The picture offers an occasional soupçcon of French seasoning ("The only people who make love all the time are liars"), some charming lecherdemain in the scenes involving Maurice Chevalier and Hermione Gingold, a sexless performance from Caron and a lifeless one from Jourdan, a wonderful happy ending which wittily demonstrates that life has more tricks than an old tart, a singable (though not memorable) musical score, and enough bibelots, furbelows, fichus, berthas, boas, sconces, socles, credenzas, teapoys and Canterburies to deliriously overdecorate this most ornate of the cinema's recurrent funerals for the fin de sieècle.

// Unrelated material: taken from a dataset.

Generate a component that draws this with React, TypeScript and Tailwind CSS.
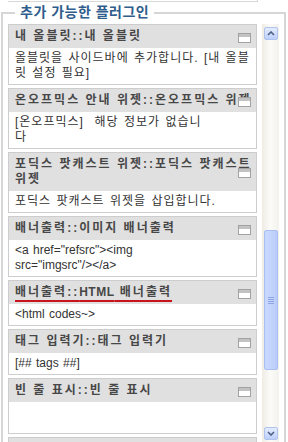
const plugins = [
  {
    title: "내 올블릿::내 올블릿",
    lines: ["올블릿을 사이드바에 추가합니다. [내 올블릿 설정 필요]"],
  },
  {
    title: "온오프믹스 안내 위젯::온오프믹스 위젯",
    lines: ["[온오프믹스]\u00a0 해당 정보가 없습니", "다"],
  },
  {
    title: "포딕스 팟캐스트 위젯::포딕스 팟캐스트 위젯",
    lines: ["포딕스 팟캐스트 위젯을 삽입합니다."],
  },
  {
    title: "배너출력::이미지 배너출력",
    lines: ['<a href="refsrc"><img', 'src="imgsrc"/></a>'],
  },
  {
    title: "배너출력::HTML 배너출력",
    lines: ["<html codes~>"],
    marked: true,
  },
  {
    title: "태그 입력기::태그 입력기",
    lines: ["[## tags ##]"],
  },
  {
    title: "빈 줄 표시::빈 줄 표시",
    lines: [],
  },
  {
    title: "",
    lines: [],
  },
];

const hangul = /[가-힣]/;

function FoldIcon() {
  return (
    <span className="absolute right-[5px] top-[calc(50%-4px)] block h-[10px] w-[13px] border border-[#a2a2a2] bg-white">
      <span className="block h-[3px] bg-[#c2c2c2]" />
    </span>
  );
}

function Plugin({
  title,
  lines,
  marked,
}: {
  title: string;
  lines: string[];
  marked?: boolean;
}) {
  // latin words in a title get tighter spacing than the hangul around them
  const parts = title.split(/([A-Za-z]+)/);
  return (
    <div className="shrink-0 border border-[#cdcdcd]">
      <div className="relative min-h-[23px] bg-[#e0e0e0] py-[4px] pl-[6px] text-[12px] font-bold leading-[15px] tracking-[2px] text-[#474747]">
        <span
          className={
            marked
              ? "underline decoration-[#c8141c] decoration-2 underline-offset-[4px]"
              : ""
          }
        >
          {parts.map((part, i) =>
            i % 2 === 1 ? (
              <span key={i} className="tracking-[0.5px]">
                {part}
              </span>
            ) : (
              part
            )
          )}
        </span>
        <FoldIcon />
      </div>
      <div
        className={
          "bg-white py-[3px] pl-[6px] pr-[2px] leading-[15px] [word-spacing:1px] " +
          (lines.length === 0 ? "h-[31px]" : "")
        }
      >
        {lines.map((line, i) => (
          <div key={i} className={hangul.test(line) ? "tracking-[1px]" : ""}>
            {line}
          </div>
        ))}
      </div>
    </div>
  );
}

function ArrowButton({ down }: { down?: boolean }) {
  return (
    <div className="flex h-[13px] w-[14px] shrink-0 items-center justify-center rounded-[2px] border border-[#afc3ee] bg-gradient-to-b from-[#e4ecfe] to-[#bccffa]">
      <svg width="8" height="5" viewBox="0 0 8 5">
        <path
          d={down ? "M1 1 L4 4 L7 1" : "M1 4 L4 1 L7 4"}
          fill="none"
          stroke="#4d6185"
          strokeWidth="1.6"
        />
      </svg>
    </div>
  );
}

function Scrollbar() {
  return (
    <div className="flex w-[17px] shrink-0 flex-col items-center bg-gradient-to-r from-[#efece5] via-[#fcfbf8] to-[#f3f1ec] pb-[2px] pt-[3px]">
      <ArrowButton />
      <div className="mt-[190px] flex h-[140px] w-[14px] shrink-0 flex-col items-center justify-center gap-[1px] rounded-[2px] border border-[#a9bff2] bg-gradient-to-r from-[#c9d8fd] via-[#c4d4fc] to-[#b8cbf8]">
        <span className="block h-px w-[6px] bg-[#8ea6e4]" />
        <span className="block h-px w-[6px] bg-[#8ea6e4]" />
        <span className="block h-px w-[6px] bg-[#8ea6e4]" />
        <span className="block h-px w-[6px] bg-[#8ea6e4]" />
      </div>
      <div className="flex-1" />
      <ArrowButton down />
    </div>
  );
}

export default function App() {
  return (
    <div className="h-[442px] w-[288px] overflow-hidden bg-white font-['Liberation_Sans','Noto_Sans_CJK_KR',sans-serif] text-[12px] text-[#333]">
      <div className="ml-[8px] h-[2px] w-[250px] border-b border-r border-[#d8d8d8]" />
      <fieldset className="ml-[1px] w-[285px] border-2 border-[#d6d6d6] pb-2 pl-[5px] pr-[5px] pt-[1px]">
        <legend className="ml-[7px] px-[5px] text-[14px] font-bold leading-[21px] tracking-[0.5px] text-[#2f5d8c]">
          추가 가능한 플러그인
        </legend>
        <div className="flex h-[418px] gap-[5px]">
          <div className="flex w-[249px] flex-col gap-[3px] overflow-hidden">
            {plugins.map((p, i) => (
              <Plugin key={i} title={p.title} lines={p.lines} marked={p.marked} />
            ))}
          </div>
          <Scrollbar />
        </div>
      </fieldset>
    </div>
  );
}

Paris Holiday (Tolda; United Artists). "Je t'adore," Anita Ekberg murmurs throatily to Bob Hope. "I did," he replies, glancing nervously at the door of his stateroom. He'll be sorry he did. Ekberg is a sneaking budge for a counterfeit ring, and Hope is an actor who wants to produce a play that exposes her employers. Arrived in Paris ("Say, that's the biggest TV tower I've ever seen"), Hope discovers that his room opens on the very same balcony as Anita's—a coincidence that could easily prove fatal, or even embarrassing. Hope is in love with Martha Hyer, a mighty jealous girl who works for the U.S. embassy when she is not repulsing his amorous advances ("This is the mating season for shellfish, you know"). Anyway, things get worse before they get better, and in the end, Hope makes a desperate attempt to get the comedy off the ground. He grabs the dragrope of a passing helicopter. Very unfunny. In fact, the only funny things in the picture seem to happen when Hope has the help of his side man, France's Fernandel. They make a great team. Hope supplies what Fernandel lacks: English. And Fernandel supplies what Hope lacks: humor.

*Eighteen Gigi albums and 15 single records are already released or in production.